Please refer to the IGMP and MLD snooping RFCs.

Section 4.7.1

TEXT:
   “GCR (defined in [dot11aa]) provides greater reliability by using
   either unsolicited retries or a block acknowledgement mechanism.”
- I thinks this is a layer 2 mechanism. and that really should be made clear, and some discussion is then needed about this relates to multicast transports - and whether doing reliability at two layers is a good or poor design choice - so that people understand the tradeoffs here. The present text appears quite misleading, only referring to the impact on latency.

Section 5.1 
“5.1.  Mitigating Problems from Spurious Neighbor Discovery”
- Seems like it would be IPv6 centric from  the title (mentioning ND) although actually it is far too Ipv4-centric, not mentioning ND/SEND in the text. Both of these issues need to be fixed.

Section 5.2.1, 

Can you add a reference for “Gratuitous ARPs” - some people think it something, some think something else;-). Please explain.

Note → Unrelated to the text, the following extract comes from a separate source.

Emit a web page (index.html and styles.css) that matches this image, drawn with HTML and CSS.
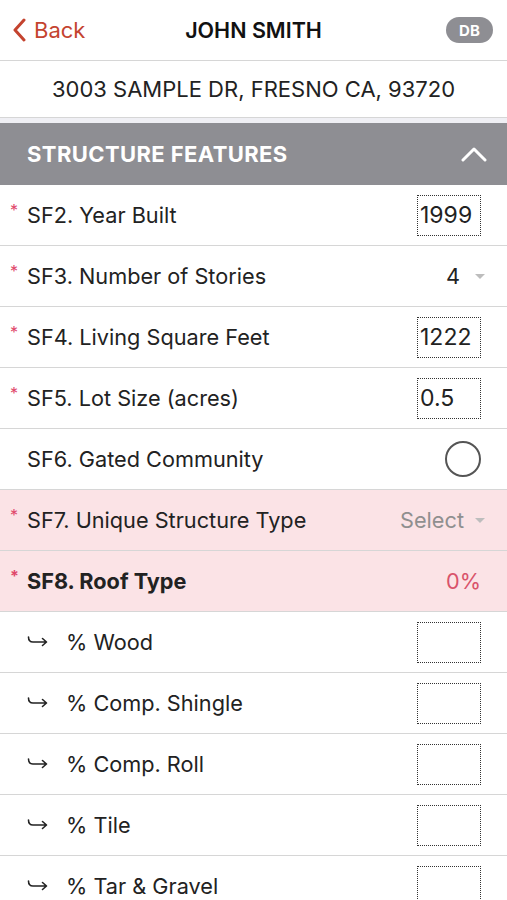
FILE: index.html
```html
<!DOCTYPE html>
<html lang="en">
<head>
    <meta charset="UTF-8">
    <meta name="viewport" content="width=device-width, initial-scale=1.0">
    <title>John Smith</title>
    <link rel="stylesheet" href="styles.css">
</head>
<body>

    <div class="navbar">
        <a href="#" class="back">
            <svg width="14" height="24" viewBox="0 0 14 24"><path d="M12 2 L3 12 L12 22" fill="none" stroke="#c4432f" stroke-width="3" stroke-linecap="round" stroke-linejoin="round"/></svg>
            <span>Back</span>
        </a>
        <h1>JOHN SMITH</h1>
        <span class="badge">DB</span>
    </div>

    <div class="address">3003 SAMPLE DR, FRESNO CA, 93720</div>

    <div class="gap"></div>

    <div class="section-head">
        <span>STRUCTURE FEATURES</span>
        <svg width="26" height="16" viewBox="0 0 26 16"><path d="M2 14 L13 3 L24 14" fill="none" stroke="#fff" stroke-width="3" stroke-linecap="round" stroke-linejoin="round"/></svg>
    </div>

    <div class="row">
        <span class="label"><i class="req">*</i>SF2. Year Built</span>
        <span class="box">1999</span>
    </div>
    <div class="row">
        <span class="label"><i class="req">*</i>SF3. Number of Stories</span>
        <span class="select"><b class="value">4</b><i class="caret"></i></span>
    </div>
    <div class="row">
        <span class="label"><i class="req">*</i>SF4. Living Square Feet</span>
        <span class="box">1222</span>
    </div>
    <div class="row">
        <span class="label"><i class="req">*</i>SF5. Lot Size (acres)</span>
        <span class="box">0.5</span>
    </div>
    <div class="row">
        <span class="label"><i class="req"></i>SF6. Gated Community</span>
        <span class="radio"></span>
    </div>
    <div class="row error">
        <span class="label"><i class="req">*</i>SF7. Unique Structure Type</span>
        <span class="select muted"><b>Select</b><i class="caret"></i></span>
    </div>
    <div class="row error">
        <span class="label strong"><i class="req">*</i>SF8. Roof Type</span>
        <span class="percent">0%</span>
    </div>
    <div class="row">
        <span class="label sub"><svg class="hook" width="22" height="12" viewBox="0 0 22 12"><path d="M1.5 1 Q1.5 6 6 6 L19 6 M15.5 2.5 L19.5 6 L15.5 9.5" fill="none" stroke="#222" stroke-width="1.6" stroke-linecap="round" stroke-linejoin="round"/></svg>% Wood</span>
        <span class="box"></span>
    </div>
    <div class="row">
        <span class="label sub"><svg class="hook" width="22" height="12" viewBox="0 0 22 12"><path d="M1.5 1 Q1.5 6 6 6 L19 6 M15.5 2.5 L19.5 6 L15.5 9.5" fill="none" stroke="#222" stroke-width="1.6" stroke-linecap="round" stroke-linejoin="round"/></svg>% Comp. Shingle</span>
        <span class="box"></span>
    </div>
    <div class="row">
        <span class="label sub"><svg class="hook" width="22" height="12" viewBox="0 0 22 12"><path d="M1.5 1 Q1.5 6 6 6 L19 6 M15.5 2.5 L19.5 6 L15.5 9.5" fill="none" stroke="#222" stroke-width="1.6" stroke-linecap="round" stroke-linejoin="round"/></svg>% Comp. Roll</span>
        <span class="box"></span>
    </div>
    <div class="row">
        <span class="label sub"><svg class="hook" width="22" height="12" viewBox="0 0 22 12"><path d="M1.5 1 Q1.5 6 6 6 L19 6 M15.5 2.5 L19.5 6 L15.5 9.5" fill="none" stroke="#222" stroke-width="1.6" stroke-linecap="round" stroke-linejoin="round"/></svg>% Tile</span>
        <span class="box"></span>
    </div>
    <div class="row">
        <span class="label sub"><svg class="hook" width="22" height="12" viewBox="0 0 22 12"><path d="M1.5 1 Q1.5 6 6 6 L19 6 M15.5 2.5 L19.5 6 L15.5 9.5" fill="none" stroke="#222" stroke-width="1.6" stroke-linecap="round" stroke-linejoin="round"/></svg>% Tar &amp; Gravel</span>
        <span class="box"></span>
    </div>

</body>
</html>
```

FILE: styles.css
```css
* {
    margin: 0;
    padding: 0;
    box-sizing: border-box;
    font-family: 'Inter', 'Liberation Sans', sans-serif;
}

body {
    background: #fff;
    color: #222;
    width: 507px;
    overflow: hidden;
}

.navbar {
    height: 61px;
    display: flex;
    align-items: center;
    justify-content: space-between;
    padding: 0 14px 0 12px;
    border-bottom: 1px solid #d6d6d6;
    position: relative;
}

.back {
    display: flex;
    align-items: center;
    gap: 8px;
    color: #c4432f;
    text-decoration: none;
    font-size: 22px;
}

.navbar h1 {
    position: absolute;
    left: 0;
    right: 0;
    text-align: center;
    font-size: 21.5px;
    font-weight: 600;
    color: #111;
    pointer-events: none;
}

.badge {
    background: #8e8e93;
    color: #fff;
    font-size: 15px;
    font-weight: 700;
    border-radius: 13px;
    width: 47px;
    height: 26px;
    display: flex;
    align-items: center;
    justify-content: center;
}

.address {
    height: 57px;
    display: flex;
    align-items: center;
    justify-content: center;
    font-size: 22px;
    border-bottom: 1px solid #d6d6d6;
}

.gap {
    height: 5px;
    background: #efeff4;
}

.section-head {
    height: 62px;
    background: #8e8e93;
    color: #fff;
    display: flex;
    align-items: center;
    justify-content: space-between;
    padding: 0 20px 0 27px;
    font-size: 22px;
    font-weight: 700;
    letter-spacing: 0.4px;
}

.row {
    height: 61px;
    display: flex;
    align-items: center;
    justify-content: space-between;
    padding: 0 26px 0 10px;
    border-bottom: 1px solid #d6d6d6;
    font-size: 21.7px;
}

.row.error {
    background: #fbe3e6;
}

.label {
    display: flex;
    align-items: center;
}

.label.strong {
    font-weight: 700;
}

.req {
    font-style: normal;
    color: #e0476a;
    width: 17px;
    font-size: 16px;
    align-self: flex-start;
    margin-top: -2px;
}

.hook {
    margin-left: 17px;
    margin-right: 17px;
}

.box {
    width: 64px;
    height: 41px;
    border: 1px dotted #333;
    display: flex;
    align-items: center;
    padding-left: 2px;
    font-size: 23px;
}

.select {
    display: flex;
    align-items: center;
    gap: 11px;
    margin-right: -4px;
}

.select b {
    font-weight: 400;
}

.select .value {
    width: 18px;
}

.select.muted {
    color: #8f8f8f;
}

.caret {
    width: 0;
    height: 0;
    border-left: 5.5px solid transparent;
    border-right: 5.5px solid transparent;
    border-top: 5.5px solid #bdbdbd;
}

.radio {
    width: 36px;
    height: 36px;
    border: 2px solid #555;
    border-radius: 50%;
}

.percent {
    color: #d9536b;
}
```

Section 5.2 (several places)

In section 5.2 mention is made of ARP in several topics, but it was not clear whether the same methods would each apply to ND for IPv6 - if the WG knows this it would be good to say something, or say this is not known. This should be added.

TEXT:
“designed to discover  services in smaller home networks be constrained to avoid disrupting other traffic.”
- How is this to be achieved, please explain the scoping to be used.

Transport Issue - The document makes no mention of DSCPs, or of prioritisation of traffic within IEEE 802 and mapping to ACs. That seems like a topic that needs at least to be cited, especially since there is discussion of control v. transport  competing for resources, RFC 8325 defines a mapping to User Priority and Access Category (the RFC has no mention of multicast). 

This topic may have been omitted on purpose, I’d be interested to know that was the case, but at least a summary should be provided.

I’m curious as to whether the WG has considered RFC6636 in this analysis?